**Aim:**
Copy nothing but the stretch that opens with the line containing "Rebuild this UI as HTML. Inline all styles." and closes with the line containing "</body></html>". Keep pictures out.

★ ★ ★ ★ ★ ★ ★

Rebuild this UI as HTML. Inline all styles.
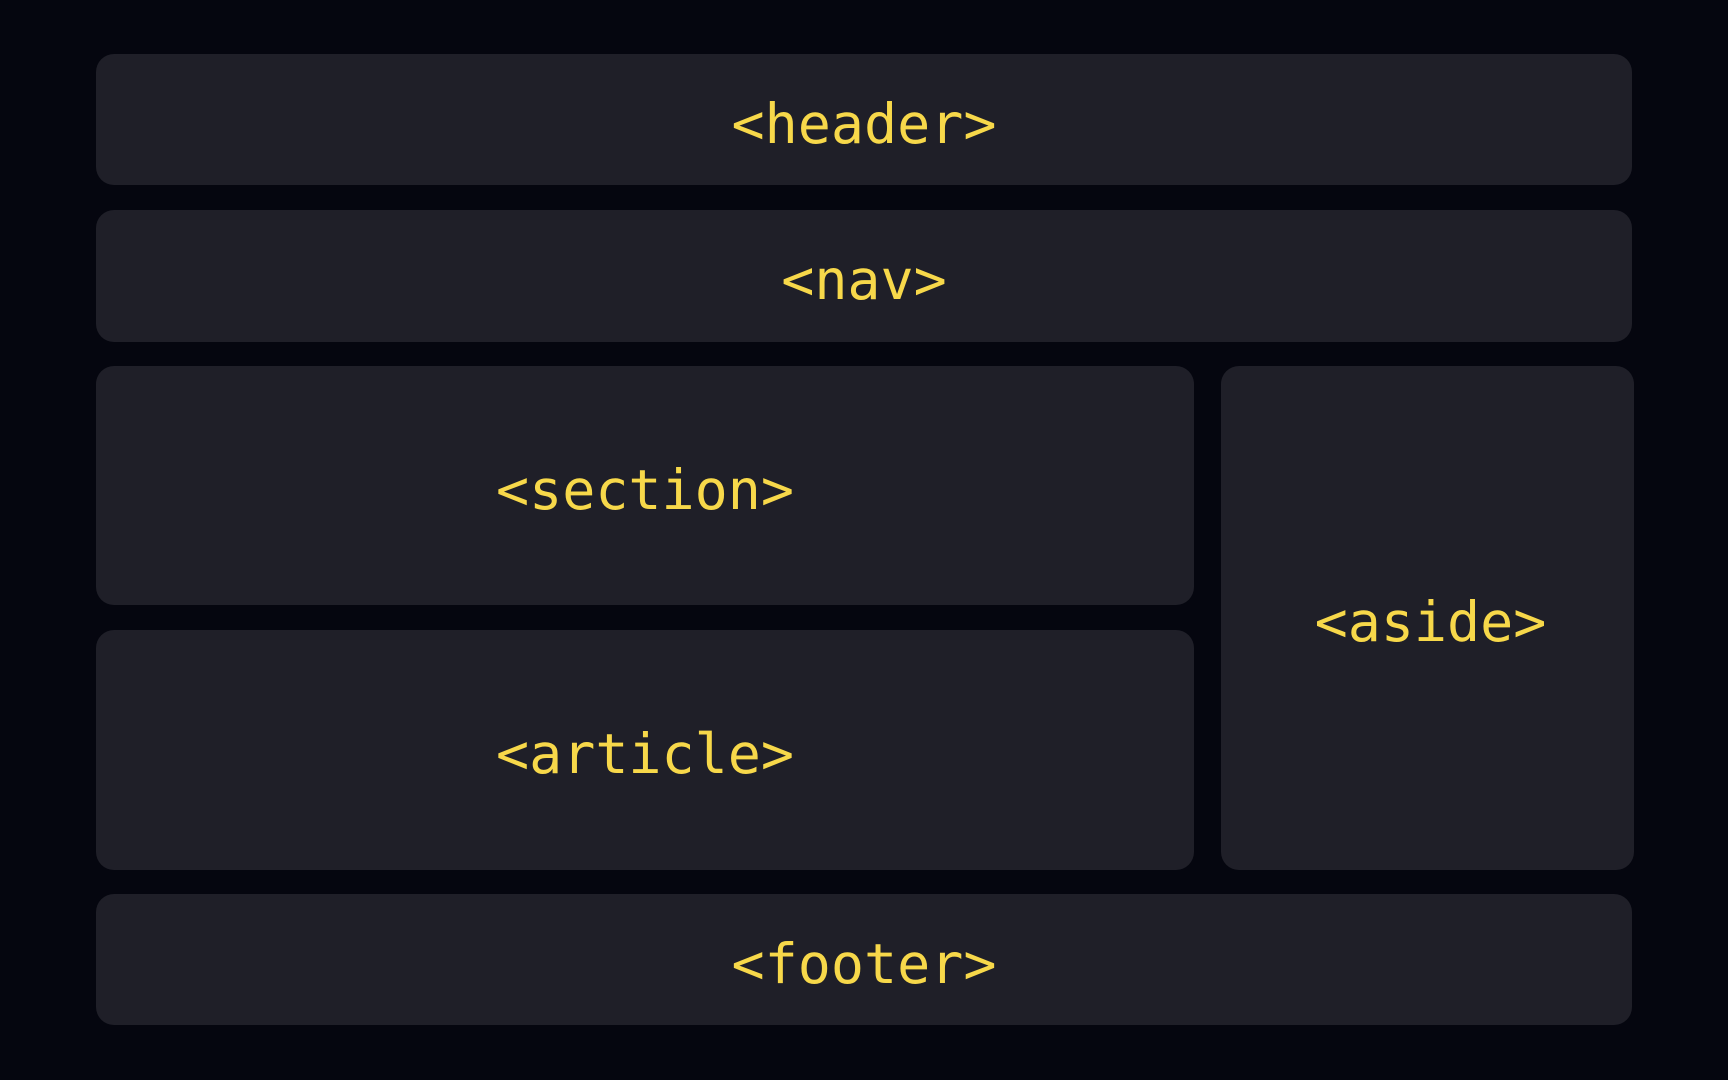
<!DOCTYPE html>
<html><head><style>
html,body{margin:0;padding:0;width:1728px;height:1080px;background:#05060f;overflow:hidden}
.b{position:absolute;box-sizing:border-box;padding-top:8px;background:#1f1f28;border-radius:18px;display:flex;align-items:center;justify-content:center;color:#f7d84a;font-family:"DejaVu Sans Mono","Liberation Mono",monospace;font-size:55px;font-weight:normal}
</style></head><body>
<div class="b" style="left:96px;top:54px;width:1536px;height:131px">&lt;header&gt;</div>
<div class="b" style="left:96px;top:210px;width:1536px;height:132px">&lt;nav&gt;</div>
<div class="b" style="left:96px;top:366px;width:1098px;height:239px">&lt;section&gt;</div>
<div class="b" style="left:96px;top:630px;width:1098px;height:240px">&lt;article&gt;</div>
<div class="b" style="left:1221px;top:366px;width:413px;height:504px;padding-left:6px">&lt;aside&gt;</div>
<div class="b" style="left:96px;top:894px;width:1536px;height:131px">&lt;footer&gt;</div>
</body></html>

★ ★ ★ ★ ★ ★ ★

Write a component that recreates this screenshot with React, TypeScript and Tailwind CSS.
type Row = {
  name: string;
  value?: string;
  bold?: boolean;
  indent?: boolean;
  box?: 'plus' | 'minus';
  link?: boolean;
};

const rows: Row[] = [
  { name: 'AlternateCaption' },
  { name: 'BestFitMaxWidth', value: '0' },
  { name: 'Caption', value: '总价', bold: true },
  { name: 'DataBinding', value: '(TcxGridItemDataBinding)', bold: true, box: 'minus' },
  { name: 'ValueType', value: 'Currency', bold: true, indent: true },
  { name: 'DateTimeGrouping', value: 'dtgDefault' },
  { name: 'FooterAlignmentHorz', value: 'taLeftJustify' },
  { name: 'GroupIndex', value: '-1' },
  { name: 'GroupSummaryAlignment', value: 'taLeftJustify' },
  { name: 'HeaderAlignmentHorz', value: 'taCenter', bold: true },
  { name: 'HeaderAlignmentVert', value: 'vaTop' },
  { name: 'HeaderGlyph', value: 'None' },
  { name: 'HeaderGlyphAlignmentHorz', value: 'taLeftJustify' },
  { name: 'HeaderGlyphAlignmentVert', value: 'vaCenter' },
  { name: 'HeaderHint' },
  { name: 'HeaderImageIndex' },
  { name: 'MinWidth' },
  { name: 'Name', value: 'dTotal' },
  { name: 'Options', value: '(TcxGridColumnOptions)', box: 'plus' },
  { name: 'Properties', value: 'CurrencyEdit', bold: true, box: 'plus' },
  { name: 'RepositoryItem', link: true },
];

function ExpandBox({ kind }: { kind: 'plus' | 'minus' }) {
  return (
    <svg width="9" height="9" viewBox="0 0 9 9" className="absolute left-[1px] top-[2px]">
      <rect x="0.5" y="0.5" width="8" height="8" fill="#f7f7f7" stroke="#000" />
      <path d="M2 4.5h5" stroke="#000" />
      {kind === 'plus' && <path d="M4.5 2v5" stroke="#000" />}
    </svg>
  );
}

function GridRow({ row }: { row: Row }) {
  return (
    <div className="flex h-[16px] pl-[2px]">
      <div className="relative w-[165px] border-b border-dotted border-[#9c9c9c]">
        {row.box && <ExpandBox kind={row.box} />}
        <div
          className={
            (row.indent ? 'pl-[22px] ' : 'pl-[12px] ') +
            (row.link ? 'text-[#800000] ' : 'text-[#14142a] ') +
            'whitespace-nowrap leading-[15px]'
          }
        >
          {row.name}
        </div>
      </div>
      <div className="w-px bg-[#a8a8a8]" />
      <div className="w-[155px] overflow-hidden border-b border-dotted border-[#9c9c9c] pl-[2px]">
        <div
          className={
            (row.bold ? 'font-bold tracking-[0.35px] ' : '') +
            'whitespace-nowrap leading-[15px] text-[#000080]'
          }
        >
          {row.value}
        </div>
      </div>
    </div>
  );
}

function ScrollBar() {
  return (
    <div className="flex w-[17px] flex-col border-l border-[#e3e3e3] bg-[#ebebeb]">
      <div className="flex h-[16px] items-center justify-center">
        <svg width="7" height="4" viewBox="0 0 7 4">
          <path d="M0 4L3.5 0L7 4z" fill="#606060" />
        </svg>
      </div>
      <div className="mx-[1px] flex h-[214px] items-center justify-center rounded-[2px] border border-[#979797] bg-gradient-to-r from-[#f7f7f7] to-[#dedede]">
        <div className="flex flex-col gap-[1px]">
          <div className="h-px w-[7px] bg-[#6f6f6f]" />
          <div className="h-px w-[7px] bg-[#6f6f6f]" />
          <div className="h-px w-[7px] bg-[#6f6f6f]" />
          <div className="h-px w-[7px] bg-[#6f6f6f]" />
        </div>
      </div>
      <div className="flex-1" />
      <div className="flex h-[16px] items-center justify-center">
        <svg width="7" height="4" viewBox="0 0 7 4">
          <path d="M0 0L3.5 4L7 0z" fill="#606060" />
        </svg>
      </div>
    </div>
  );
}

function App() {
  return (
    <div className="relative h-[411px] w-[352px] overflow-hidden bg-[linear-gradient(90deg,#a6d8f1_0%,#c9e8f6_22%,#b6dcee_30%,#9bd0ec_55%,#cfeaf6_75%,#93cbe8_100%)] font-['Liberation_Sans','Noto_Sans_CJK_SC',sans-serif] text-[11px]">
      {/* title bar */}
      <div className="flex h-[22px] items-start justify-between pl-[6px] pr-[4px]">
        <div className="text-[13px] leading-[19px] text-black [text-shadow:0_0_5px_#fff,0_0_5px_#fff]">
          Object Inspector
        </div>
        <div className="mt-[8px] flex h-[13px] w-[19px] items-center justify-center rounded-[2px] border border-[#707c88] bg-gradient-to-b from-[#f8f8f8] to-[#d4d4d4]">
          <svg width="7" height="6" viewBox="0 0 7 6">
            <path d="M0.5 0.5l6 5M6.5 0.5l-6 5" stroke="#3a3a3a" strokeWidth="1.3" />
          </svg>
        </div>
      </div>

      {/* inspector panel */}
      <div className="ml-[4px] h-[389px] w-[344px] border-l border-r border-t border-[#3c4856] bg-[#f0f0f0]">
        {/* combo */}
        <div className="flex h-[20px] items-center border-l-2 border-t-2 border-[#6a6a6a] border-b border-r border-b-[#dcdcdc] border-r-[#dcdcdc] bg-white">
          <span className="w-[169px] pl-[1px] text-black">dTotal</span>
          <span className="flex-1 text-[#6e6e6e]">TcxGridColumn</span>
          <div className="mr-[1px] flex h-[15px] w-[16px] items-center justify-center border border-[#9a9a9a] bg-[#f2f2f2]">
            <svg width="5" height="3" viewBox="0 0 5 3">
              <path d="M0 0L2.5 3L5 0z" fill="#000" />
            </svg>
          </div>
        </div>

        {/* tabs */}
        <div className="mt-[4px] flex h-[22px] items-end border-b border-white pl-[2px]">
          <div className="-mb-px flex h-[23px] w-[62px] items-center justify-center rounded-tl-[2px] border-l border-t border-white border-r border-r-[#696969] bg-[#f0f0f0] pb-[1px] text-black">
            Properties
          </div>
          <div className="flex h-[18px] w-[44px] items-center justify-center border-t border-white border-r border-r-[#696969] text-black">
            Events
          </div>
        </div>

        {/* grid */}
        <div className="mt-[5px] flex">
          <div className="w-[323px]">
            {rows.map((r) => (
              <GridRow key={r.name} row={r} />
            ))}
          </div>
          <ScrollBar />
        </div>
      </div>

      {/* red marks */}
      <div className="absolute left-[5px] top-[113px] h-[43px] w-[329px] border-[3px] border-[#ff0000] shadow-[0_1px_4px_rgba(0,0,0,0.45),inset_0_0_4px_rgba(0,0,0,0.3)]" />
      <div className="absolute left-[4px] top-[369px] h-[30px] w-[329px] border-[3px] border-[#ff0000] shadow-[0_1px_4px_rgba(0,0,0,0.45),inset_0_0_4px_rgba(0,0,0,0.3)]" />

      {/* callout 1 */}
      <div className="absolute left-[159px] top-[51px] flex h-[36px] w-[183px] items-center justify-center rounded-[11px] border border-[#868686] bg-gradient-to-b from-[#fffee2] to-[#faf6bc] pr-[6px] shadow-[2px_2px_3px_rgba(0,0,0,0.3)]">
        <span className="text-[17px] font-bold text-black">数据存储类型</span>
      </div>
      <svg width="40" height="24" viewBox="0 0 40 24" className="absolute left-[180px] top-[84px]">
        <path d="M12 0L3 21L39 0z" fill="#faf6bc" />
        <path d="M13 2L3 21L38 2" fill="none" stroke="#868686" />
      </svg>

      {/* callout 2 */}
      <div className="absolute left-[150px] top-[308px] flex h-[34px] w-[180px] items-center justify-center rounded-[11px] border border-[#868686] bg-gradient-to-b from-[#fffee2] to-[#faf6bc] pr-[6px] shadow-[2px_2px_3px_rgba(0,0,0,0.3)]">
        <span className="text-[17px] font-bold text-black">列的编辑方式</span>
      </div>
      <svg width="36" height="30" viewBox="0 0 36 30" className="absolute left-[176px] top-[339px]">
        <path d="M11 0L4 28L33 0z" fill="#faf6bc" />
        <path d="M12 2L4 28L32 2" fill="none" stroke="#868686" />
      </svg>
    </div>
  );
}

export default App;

★ ★ ★ ★ ★ ★ ★

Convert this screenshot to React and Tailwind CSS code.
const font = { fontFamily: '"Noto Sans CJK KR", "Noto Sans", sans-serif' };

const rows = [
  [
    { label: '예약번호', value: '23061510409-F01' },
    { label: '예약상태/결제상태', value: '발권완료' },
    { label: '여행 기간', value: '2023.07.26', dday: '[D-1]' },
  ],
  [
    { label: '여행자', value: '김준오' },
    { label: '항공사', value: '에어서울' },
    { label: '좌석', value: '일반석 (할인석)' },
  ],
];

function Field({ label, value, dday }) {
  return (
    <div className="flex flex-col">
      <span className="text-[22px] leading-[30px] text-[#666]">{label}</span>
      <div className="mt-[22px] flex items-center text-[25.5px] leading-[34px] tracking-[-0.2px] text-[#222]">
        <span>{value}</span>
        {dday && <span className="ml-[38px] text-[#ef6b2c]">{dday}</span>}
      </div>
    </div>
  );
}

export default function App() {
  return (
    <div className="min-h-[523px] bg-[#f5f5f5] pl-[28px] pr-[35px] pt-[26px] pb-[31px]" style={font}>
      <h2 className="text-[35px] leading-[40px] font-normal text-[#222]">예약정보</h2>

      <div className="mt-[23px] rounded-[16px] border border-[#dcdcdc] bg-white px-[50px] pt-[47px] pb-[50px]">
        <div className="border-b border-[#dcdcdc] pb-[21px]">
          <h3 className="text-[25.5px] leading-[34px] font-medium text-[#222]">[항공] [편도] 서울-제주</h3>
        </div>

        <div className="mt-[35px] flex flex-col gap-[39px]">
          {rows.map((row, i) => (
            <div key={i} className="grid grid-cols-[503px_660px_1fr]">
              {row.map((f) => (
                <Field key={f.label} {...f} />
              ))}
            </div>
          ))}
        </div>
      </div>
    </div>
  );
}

★ ★ ★ ★ ★ ★ ★

**Exercise result:**
Rebuild this UI as HTML. Inline all styles.
<!DOCTYPE html>
<html><head><style>
html,body{margin:0;padding:0;width:1728px;height:1080px;background:#05060f;overflow:hidden}
.b{position:absolute;box-sizing:border-box;padding-top:8px;background:#1f1f28;border-radius:18px;display:flex;align-items:center;justify-content:center;color:#f7d84a;font-family:"DejaVu Sans Mono","Liberation Mono",monospace;font-size:55px;font-weight:normal}
</style></head><body>
<div class="b" style="left:96px;top:54px;width:1536px;height:131px">&lt;header&gt;</div>
<div class="b" style="left:96px;top:210px;width:1536px;height:132px">&lt;nav&gt;</div>
<div class="b" style="left:96px;top:366px;width:1098px;height:239px">&lt;section&gt;</div>
<div class="b" style="left:96px;top:630px;width:1098px;height:240px">&lt;article&gt;</div>
<div class="b" style="left:1221px;top:366px;width:413px;height:504px;padding-left:6px">&lt;aside&gt;</div>
<div class="b" style="left:96px;top:894px;width:1536px;height:131px">&lt;footer&gt;</div>
</body></html>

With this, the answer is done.